## GOAL
Lines that contain the string "this" are to be copied; leave out all others.

## SUPPLIED DATA
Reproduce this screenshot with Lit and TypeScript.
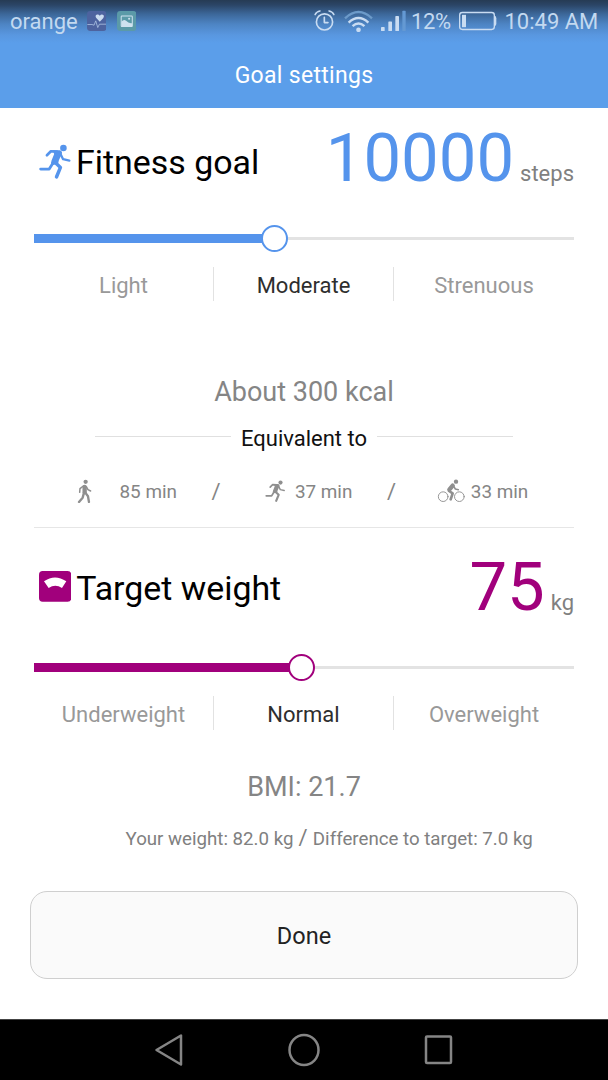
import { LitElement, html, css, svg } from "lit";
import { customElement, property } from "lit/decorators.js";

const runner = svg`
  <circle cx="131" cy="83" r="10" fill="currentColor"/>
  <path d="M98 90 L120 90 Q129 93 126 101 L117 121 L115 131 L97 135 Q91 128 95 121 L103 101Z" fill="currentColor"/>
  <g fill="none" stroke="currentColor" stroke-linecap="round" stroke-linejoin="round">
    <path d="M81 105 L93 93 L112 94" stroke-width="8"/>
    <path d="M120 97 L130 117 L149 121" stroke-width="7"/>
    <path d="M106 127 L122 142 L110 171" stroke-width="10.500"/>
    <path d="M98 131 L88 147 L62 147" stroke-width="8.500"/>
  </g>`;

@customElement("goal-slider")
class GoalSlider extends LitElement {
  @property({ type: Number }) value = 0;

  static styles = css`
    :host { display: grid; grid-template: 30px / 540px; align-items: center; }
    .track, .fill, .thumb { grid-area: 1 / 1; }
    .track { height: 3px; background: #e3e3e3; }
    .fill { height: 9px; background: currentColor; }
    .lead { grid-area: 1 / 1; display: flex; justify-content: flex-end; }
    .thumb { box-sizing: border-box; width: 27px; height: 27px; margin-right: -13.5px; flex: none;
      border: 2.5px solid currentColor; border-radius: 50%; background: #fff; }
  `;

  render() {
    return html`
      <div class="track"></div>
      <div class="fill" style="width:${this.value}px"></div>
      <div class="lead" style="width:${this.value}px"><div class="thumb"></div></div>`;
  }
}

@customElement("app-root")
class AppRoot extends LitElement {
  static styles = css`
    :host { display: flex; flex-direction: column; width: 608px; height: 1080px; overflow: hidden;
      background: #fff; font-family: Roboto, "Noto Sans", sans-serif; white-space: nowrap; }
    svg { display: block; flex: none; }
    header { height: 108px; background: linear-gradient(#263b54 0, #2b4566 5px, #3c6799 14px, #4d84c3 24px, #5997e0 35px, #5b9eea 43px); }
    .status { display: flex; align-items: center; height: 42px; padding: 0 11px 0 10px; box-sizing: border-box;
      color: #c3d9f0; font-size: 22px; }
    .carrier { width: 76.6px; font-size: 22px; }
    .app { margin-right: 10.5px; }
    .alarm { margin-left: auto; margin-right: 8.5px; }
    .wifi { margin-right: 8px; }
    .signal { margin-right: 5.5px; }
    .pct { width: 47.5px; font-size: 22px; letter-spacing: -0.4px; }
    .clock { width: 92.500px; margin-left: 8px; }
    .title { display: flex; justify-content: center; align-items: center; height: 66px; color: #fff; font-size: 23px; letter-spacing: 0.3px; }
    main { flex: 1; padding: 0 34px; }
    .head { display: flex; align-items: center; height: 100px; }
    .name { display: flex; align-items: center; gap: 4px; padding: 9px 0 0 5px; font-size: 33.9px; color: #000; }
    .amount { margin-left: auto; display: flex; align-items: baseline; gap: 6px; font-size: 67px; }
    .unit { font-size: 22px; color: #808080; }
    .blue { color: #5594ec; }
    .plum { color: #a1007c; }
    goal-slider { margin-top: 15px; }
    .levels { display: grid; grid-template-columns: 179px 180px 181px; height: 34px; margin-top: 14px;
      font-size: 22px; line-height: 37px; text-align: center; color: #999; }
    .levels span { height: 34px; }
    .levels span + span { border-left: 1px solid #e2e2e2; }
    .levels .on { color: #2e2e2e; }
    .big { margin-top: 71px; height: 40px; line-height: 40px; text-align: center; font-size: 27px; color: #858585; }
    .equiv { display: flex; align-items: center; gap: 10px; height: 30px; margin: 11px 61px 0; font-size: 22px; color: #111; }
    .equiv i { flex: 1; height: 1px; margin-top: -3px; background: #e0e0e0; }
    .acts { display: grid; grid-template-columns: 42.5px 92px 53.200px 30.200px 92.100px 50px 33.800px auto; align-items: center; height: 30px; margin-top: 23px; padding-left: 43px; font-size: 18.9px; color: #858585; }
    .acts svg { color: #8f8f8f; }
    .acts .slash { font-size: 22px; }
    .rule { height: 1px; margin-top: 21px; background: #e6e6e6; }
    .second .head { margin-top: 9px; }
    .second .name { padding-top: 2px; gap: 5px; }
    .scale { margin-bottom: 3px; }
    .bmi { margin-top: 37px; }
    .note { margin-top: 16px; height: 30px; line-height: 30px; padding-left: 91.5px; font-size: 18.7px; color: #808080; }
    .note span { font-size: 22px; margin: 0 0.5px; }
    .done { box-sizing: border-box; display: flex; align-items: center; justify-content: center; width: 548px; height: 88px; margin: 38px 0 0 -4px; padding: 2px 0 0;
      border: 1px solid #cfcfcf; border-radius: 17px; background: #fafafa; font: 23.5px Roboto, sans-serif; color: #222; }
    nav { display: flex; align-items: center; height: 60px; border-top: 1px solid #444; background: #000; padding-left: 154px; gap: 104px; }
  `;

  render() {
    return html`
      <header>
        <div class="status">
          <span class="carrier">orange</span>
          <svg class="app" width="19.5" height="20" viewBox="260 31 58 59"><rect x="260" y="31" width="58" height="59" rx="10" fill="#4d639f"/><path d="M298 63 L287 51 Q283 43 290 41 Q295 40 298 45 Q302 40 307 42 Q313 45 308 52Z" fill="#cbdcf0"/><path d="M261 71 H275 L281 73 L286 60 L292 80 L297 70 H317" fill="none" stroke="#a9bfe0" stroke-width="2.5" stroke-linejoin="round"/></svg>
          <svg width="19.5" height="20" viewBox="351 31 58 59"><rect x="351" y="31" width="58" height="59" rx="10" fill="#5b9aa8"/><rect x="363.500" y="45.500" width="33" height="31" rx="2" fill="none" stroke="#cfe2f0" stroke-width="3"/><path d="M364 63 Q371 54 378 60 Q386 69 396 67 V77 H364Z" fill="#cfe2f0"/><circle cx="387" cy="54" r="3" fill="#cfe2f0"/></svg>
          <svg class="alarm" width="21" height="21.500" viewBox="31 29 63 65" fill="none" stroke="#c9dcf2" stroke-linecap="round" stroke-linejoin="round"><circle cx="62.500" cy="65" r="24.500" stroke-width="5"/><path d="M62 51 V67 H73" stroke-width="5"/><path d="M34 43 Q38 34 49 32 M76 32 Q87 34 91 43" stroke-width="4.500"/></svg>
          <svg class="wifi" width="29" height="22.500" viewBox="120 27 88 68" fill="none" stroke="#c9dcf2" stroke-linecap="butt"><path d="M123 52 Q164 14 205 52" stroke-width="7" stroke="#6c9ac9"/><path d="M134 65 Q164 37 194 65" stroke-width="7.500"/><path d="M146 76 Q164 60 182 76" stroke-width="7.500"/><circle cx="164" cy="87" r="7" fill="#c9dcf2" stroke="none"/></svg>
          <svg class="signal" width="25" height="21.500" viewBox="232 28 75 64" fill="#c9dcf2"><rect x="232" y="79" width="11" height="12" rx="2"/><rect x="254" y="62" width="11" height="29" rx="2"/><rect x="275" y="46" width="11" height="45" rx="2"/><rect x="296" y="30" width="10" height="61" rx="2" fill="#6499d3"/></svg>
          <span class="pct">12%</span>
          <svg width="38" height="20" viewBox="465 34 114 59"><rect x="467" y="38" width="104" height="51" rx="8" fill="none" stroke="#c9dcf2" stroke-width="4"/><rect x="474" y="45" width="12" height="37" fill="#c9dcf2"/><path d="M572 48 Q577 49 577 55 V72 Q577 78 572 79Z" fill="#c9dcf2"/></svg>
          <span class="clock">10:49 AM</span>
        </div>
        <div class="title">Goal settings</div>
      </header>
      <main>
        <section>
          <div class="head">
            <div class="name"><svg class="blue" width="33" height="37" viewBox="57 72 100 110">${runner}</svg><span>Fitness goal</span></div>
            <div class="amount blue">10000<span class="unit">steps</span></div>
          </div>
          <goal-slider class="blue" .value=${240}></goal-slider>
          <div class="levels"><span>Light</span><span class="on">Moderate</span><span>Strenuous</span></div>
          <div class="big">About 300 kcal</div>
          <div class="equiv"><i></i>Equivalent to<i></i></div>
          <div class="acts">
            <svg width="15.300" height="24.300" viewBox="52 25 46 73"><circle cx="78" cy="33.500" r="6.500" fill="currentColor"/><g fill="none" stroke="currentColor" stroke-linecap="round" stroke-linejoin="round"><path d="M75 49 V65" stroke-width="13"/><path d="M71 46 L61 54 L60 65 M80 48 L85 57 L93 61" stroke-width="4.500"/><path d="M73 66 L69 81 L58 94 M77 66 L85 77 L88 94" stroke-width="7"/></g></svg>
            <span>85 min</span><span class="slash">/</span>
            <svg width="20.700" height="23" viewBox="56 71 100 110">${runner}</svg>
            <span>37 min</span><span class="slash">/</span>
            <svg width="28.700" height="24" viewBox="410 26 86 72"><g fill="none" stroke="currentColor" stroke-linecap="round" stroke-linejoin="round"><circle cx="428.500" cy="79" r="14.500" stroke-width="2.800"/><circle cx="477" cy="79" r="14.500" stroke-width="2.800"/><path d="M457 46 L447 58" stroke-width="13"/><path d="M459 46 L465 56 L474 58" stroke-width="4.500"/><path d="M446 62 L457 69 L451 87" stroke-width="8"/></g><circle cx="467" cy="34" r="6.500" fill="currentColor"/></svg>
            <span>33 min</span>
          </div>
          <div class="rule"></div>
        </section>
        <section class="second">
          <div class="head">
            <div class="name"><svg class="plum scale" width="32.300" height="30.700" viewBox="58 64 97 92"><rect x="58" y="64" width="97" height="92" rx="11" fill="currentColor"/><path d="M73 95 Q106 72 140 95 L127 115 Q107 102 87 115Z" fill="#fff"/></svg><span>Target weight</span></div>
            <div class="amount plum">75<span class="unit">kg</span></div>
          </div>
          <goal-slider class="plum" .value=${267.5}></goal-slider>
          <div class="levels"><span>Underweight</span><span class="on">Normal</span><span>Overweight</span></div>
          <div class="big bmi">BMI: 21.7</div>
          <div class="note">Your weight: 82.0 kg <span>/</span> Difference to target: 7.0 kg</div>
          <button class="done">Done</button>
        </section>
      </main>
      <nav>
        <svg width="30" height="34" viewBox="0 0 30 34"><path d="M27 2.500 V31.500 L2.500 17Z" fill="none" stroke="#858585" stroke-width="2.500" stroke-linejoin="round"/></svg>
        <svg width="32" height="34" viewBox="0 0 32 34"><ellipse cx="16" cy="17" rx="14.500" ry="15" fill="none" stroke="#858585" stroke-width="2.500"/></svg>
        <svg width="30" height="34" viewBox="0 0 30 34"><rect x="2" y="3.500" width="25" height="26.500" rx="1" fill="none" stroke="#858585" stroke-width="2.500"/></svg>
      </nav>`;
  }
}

## SOLUTION BELOW
Reproduce this screenshot with Lit and TypeScript.
      <div class="fill" style="width:${this.value}px"></div>
      <div class="lead" style="width:${this.value}px"><div class="thumb"></div></div>`;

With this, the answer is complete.